I love these books for their sheer sense of adventure. But it's also the feeling of nostalgia and familiarity, of being in a safe place, that I relish as well. While I was reading this book, I was eight years old again, discovering the Fantastic Four for the first time. Only this time so much of the characters was more accessible and understandable.

Warren Ellis wrote the second six-issue arc included in this book, and it centers on Victor Von Damme, who soon becomes Dr. Doom. As it turns out, Van Damme was also transformed during the N-Zone experiment that changed the Fantastic Four, and his changes are even creepier than the original.

Ellis drives home the science edge to the series as well as plays with some of the political maneuvering that Dr. Doom eventually went to in the original Fantastic Four series. I enjoyed the fact that Doom was not an infallible villain, but that he was a very good one and highly motivated. And there's no question about him being the victim in this series. Even though he was affected by the same radiation that changed the others, he was evil before his changes.

The artwork this time is by Stuart Immonen and there is a drastic difference between his and Kubert's pencils. You can't help but notice it if you read the two arcs fairly closely together. However, Ellis spins his story out in different ways and Immonen gets to flex his muscles in different parts of the world, providing for a very different look.

The Mole Man gets beaten back in the first arc, but his menace isn't ended. And Dr. Doom is definitely going to get even deadlier.

Long-time fans may have trouble transitioning to this new Fantastic Four, but it won't be because of the storytelling and the art. They're decidedly different, but I'm really enjoying that. The older issues can now be picked up in trade editions as well, so fans can dig into either era.

But it's the young fans that are going to find the most to love about this series. It's so much more of a Spielberg world and something they've grown up with. I tried reading these comics initially on the month-to-month basis, but I finally gave up. As graphic novels with whole stories in them, though, they're gems.

Jesus saves3
I suppose I would class myself as a "Fantastic Four" fan - I loved the original Lee/Kirby run as well as some of the modern takes on the heroes like the "Unstable Molecules" storyline. So, I came to this with high expectations which were met....eventually.

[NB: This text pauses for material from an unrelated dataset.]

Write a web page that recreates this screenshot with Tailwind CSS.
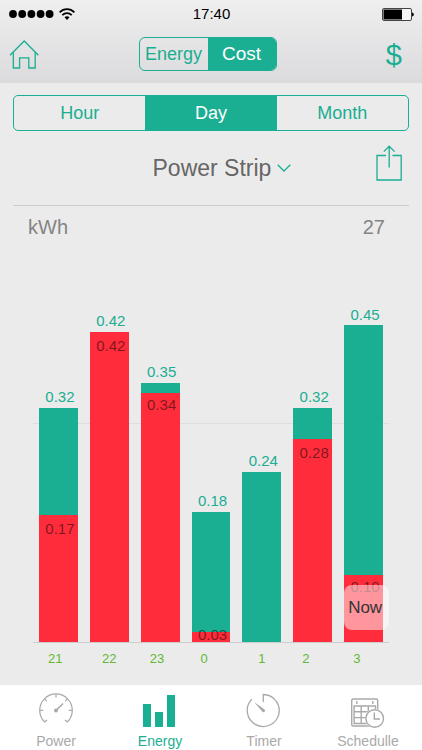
<!DOCTYPE html>
<html lang="en">
<head>
    <meta charset="UTF-8">
    <meta name="viewport" content="width=device-width, initial-scale=1.0">
    <title>Energy</title>
    <script src="https://cdn.jsdelivr.net/npm/@tailwindcss/browser@4"></script>
</head>
<body class="bg-[#ebebeb] min-h-screen flex flex-col font-['Liberation_Sans',Arial,sans-serif] text-[#1aae92]">

    <!-- Header -->
    <header class="bg-linear-to-b from-[#efeff0] to-[#dbdbdd] pb-3">
        <!-- Status bar -->
        <div class="flex items-center h-7 pl-[9px] pr-2 text-black">
            <div class="flex-1 flex items-center gap-1">
                <svg class="w-[46px] h-2" viewBox="0 0 46 8" fill="currentColor">
                    <circle cx="4" cy="4" r="3.9"/>
                    <circle cx="13.2" cy="4" r="3.9"/>
                    <circle cx="22.4" cy="4" r="3.9"/>
                    <circle cx="31.6" cy="4" r="3.9"/>
                    <circle cx="40.6" cy="4" r="3.9"/>
                </svg>
                <svg class="w-4 h-3" viewBox="0 0 16 12" fill="none" stroke="currentColor" stroke-width="1.8">
                    <path d="M0.6 4.3C4.8 0 11.2 0 15.4 4.3"/>
                    <path d="M3.3 7.2C6 4.5 10 4.5 12.7 7.2"/>
                    <path d="M5.5 9.2C7 7.8 9 7.8 10.5 9.2L8 12Z" fill="currentColor" stroke="none"/>
                </svg>
            </div>
            <span class="text-[15px]">17:40</span>
            <div class="flex-1 flex justify-end">
                <svg class="w-8 h-[13px]" viewBox="0 0 32 13">
                    <rect x="0.5" y="0.5" width="29" height="12" rx="1.5" fill="#f4f4f4" stroke="#444"/>
                    <rect x="1.5" y="1.5" width="18.5" height="10" fill="#000"/>
                    <path d="M30 4.5C32.4 5 32.4 8 30 8.5Z" fill="#000"/>
                </svg>
            </div>
        </div>

        <!-- Nav -->
        <div class="flex items-center justify-between pt-[9px] pl-[9px] pr-5">
            <a href="#" aria-label="Home">
                <svg class="w-[30px] h-[30px]" viewBox="0 0 30 30" fill="none" stroke="currentColor" stroke-width="1.3">
                    <path d="M1 16.2L15.2 2L29.4 16.2"/>
                    <path d="M4.3 13.2V29H10.6V18.8H19.8V29H26.2V13.2"/>
                </svg>
            </a>
            <div class="flex h-[34px] border border-[#1aae92] rounded-md overflow-hidden">
                <button class="w-[68px] text-lg">Energy</button>
                <button class="w-[68px] text-[19px] bg-[#1aae92] text-white">Cost</button>
            </div>
            <button class="w-[26px] h-[34px] pt-[2px] text-right text-[29px] leading-8" aria-label="Currency">$</button>
        </div>
    </header>

    <main class="px-[13px] pt-3">
        <!-- Period -->
        <div class="grid grid-cols-3 h-9 border border-[#1aae92] rounded-[5px] overflow-hidden text-lg">
            <button>Hour</button>
            <button class="bg-[#1aae92] text-white">Day</button>
            <button>Month</button>
        </div>

        <!-- Device -->
        <div class="flex items-center h-[75px] pl-[54px] pr-[7px] border-b border-[#cdcdcd]">
            <label class="flex-1 flex items-center justify-center gap-[5px]">
                <select class="appearance-none bg-transparent text-[23px] text-[#666]" aria-label="Device">
                    <option>Power Strip</option>
                </select>
                <svg class="w-[14px] h-2" viewBox="0 0 14 8" fill="none" stroke="currentColor" stroke-width="1.3">
                    <path d="M0.7 0.8L7 7L13.3 0.8"/>
                </svg>
            </label>
            <button class="mb-[10px]" aria-label="Share">
                <svg class="w-[26px] h-9" viewBox="0 0 26 36" fill="none" stroke="currentColor" stroke-width="1.3">
                    <path d="M10 10.5H1V35H25.2V10.5H16.5"/>
                    <path d="M13.2 22.5V1.2M7.8 6.6L13.2 1.2L18.6 6.6"/>
                </svg>
            </button>
        </div>

        <div class="flex justify-between pt-[9px] pb-[3px] pl-[15px] pr-6 text-xl leading-6 text-[#848484]">
            <span>kWh</span>
            <span>27</span>
        </div>
    </main>

    <!-- Chart -->
    <section class="px-[33px] pb-4">
        <div class="relative border-b border-[#cdcdcd] text-[15px] leading-5 text-center">
            <div class="absolute inset-x-0 bottom-[218px] border-t border-[#dedede]"></div>
            <div class="relative grid grid-cols-7 items-end h-[400px]">
                <div class="px-[6px]">
                    <div class="mb-px pl-[3px]">0.32</div>
                    <div class="h-[234px] bg-[#1aae92] flex flex-col justify-end">
                        <div class="h-[127px] pt-1 pl-[3px] bg-[#ff2d3c] text-black/50">0.17</div>
                    </div>
                </div>
                <div class="px-[6px]">
                    <div class="mb-px pl-[3px]">0.42</div>
                    <div class="h-[310px] pt-1 pl-[3px] bg-[#ff2d3c] text-black/50">0.42</div>
                </div>
                <div class="px-[6px]">
                    <div class="mb-px pl-[3px]">0.35</div>
                    <div class="h-[259px] bg-[#1aae92] flex flex-col justify-end">
                        <div class="h-[249px] pt-[2px] pl-[3px] bg-[#ff2d3c] text-black/50">0.34</div>
                    </div>
                </div>
                <div class="px-[6px]">
                    <div class="mb-px pl-[3px]">0.18</div>
                    <div class="h-[130px] bg-[#1aae92] flex flex-col justify-end">
                        <div class="h-[10px] pl-[3px] bg-[#ff2d3c] text-black/50 flex items-end justify-center leading-[14px]">0.03</div>
                    </div>
                </div>
                <div class="px-[6px]">
                    <div class="mb-px pl-[3px]">0.24</div>
                    <div class="h-[170px] bg-[#1aae92]"></div>
                </div>
                <div class="px-[6px]">
                    <div class="mb-px pl-[3px]">0.32</div>
                    <div class="h-[234px] bg-[#1aae92] flex flex-col justify-end">
                        <div class="h-[203px] pt-1 pl-[3px] bg-[#ff2d3c] text-black/50">0.28</div>
                    </div>
                </div>
                <div class="relative px-[6px]">
                    <div class="pl-[3px]">0.45</div>
                    <div class="h-[317px] bg-[#1aae92] flex flex-col justify-end">
                        <div class="h-[67px] pt-[2px] pl-[3px] bg-[#ff2d3c] text-black/50">0.10</div>
                    </div>
                    <div class="absolute left-[6px] right-0 bottom-3 h-[45px] pl-1 rounded-lg bg-white/50 text-left text-[17px] leading-[45px] text-[#333]">Now</div>
                </div>
            </div>
        </div>

        <div class="grid grid-cols-7 pt-[6px] text-[13px] leading-5 text-[#62b834]">
            <span class="pl-[15px]">21</span>
            <span class="text-center">22</span>
            <span class="pl-[15px]">23</span>
            <span class="pl-[15px]">0</span>
            <span class="text-center">1</span>
            <span class="pl-[15px]">2</span>
            <span class="pl-[15px]">3</span>
        </div>
    </section>

    <!-- Tab bar -->
    <nav class="mt-auto bg-white grid grid-cols-4 pl-1 pr-[2px] pt-[7px] pb-px text-sm leading-4 text-[#a9a9a9]">
        <a href="#" class="flex flex-col items-center gap-[5px]">
            <svg class="w-9 h-9" viewBox="0 0 36 36" fill="none" stroke="currentColor" stroke-width="1.2">
                <path d="M9 28L6.7 30A16.3 16.3 0 1 1 29.3 30L27 28"/>
                <path d="M18 2V5.5M6.5 6.7L8.9 9.1M29.5 6.7L27.1 9.1M1.7 18.3H5.2M34.3 18.3H30.8"/>
                <path d="M18 18.5L25 11.5" stroke-width="1.6"/>
                <circle cx="18" cy="18.5" r="2" fill="currentColor" stroke="none"/>
            </svg>
            Power
        </a>
        <a href="#" class="flex flex-col items-center gap-[5px] text-[#1aae92]">
            <svg class="w-9 h-9" viewBox="0 0 36 36" fill="currentColor">
                <rect x="1" y="12" width="8" height="23"/>
                <rect x="13" y="20" width="8" height="15"/>
                <rect x="25" y="3" width="8" height="32"/>
            </svg>
            Energy
        </a>
        <a href="#" class="flex flex-col items-center gap-[5px]">
            <svg class="w-9 h-9" viewBox="0 0 36 36" fill="none" stroke="currentColor" stroke-width="1.3">
                <path d="M17.3 10V2.5A16 16 0 1 1 5.8 7.3"/>
                <path d="M8 10L18.6 17.5A1.6 1.6 0 0 1 16.4 19.8Z" fill="currentColor" stroke="none"/>
            </svg>
            Timer
        </a>
        <a href="#" class="flex flex-col items-center gap-[5px]">
            <svg class="w-9 h-9" viewBox="0 0 36 36" fill="none" stroke="currentColor" stroke-width="1.4">
                <rect x="1.7" y="7" width="26" height="27" rx="1.5"/>
                <path d="M6.8 9V12M22.8 9V12"/>
                <path d="M4.1 14H25.5V31.5H4.1ZM11.2 14V31.5M18.3 14V31.5M4.1 19.8H25.5M4.1 25.6H25.5"/>
                <circle cx="24.7" cy="26.5" r="9.8" fill="#fff" stroke="none"/>
                <circle cx="24.7" cy="26.5" r="8.8"/>
                <path d="M24.3 20.5V27H30"/>
            </svg>
            Schedulle
        </a>
    </nav>
</body>
</html>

The "origin" story arc represents everything that I hate about Bendis and Millar - turgid dialogue, pointless spectacle, paper-thin characterisation and eyes always on the lowest common denominator. It was like watching some of my favourite characters pushed through a wood chipper.

Thankfully on the second arc, Warren Ellis takes over on writing duties and teaches us all how it should be done. The dialogue zips along with energy and his reinventions are with an eye firmly on the modern world. His Doctor Doom is not just a genius in the realm of academia, but a tech, culture and political savvy manipulator. While the bourgeois FF concern themselves with sci-fi indulgences, Doom connects with the real world to gain power and poses an all-too probable threat that is truly chilling.

This volume looks gorgeous on the shelf, sadly only half of it actually warrants the space.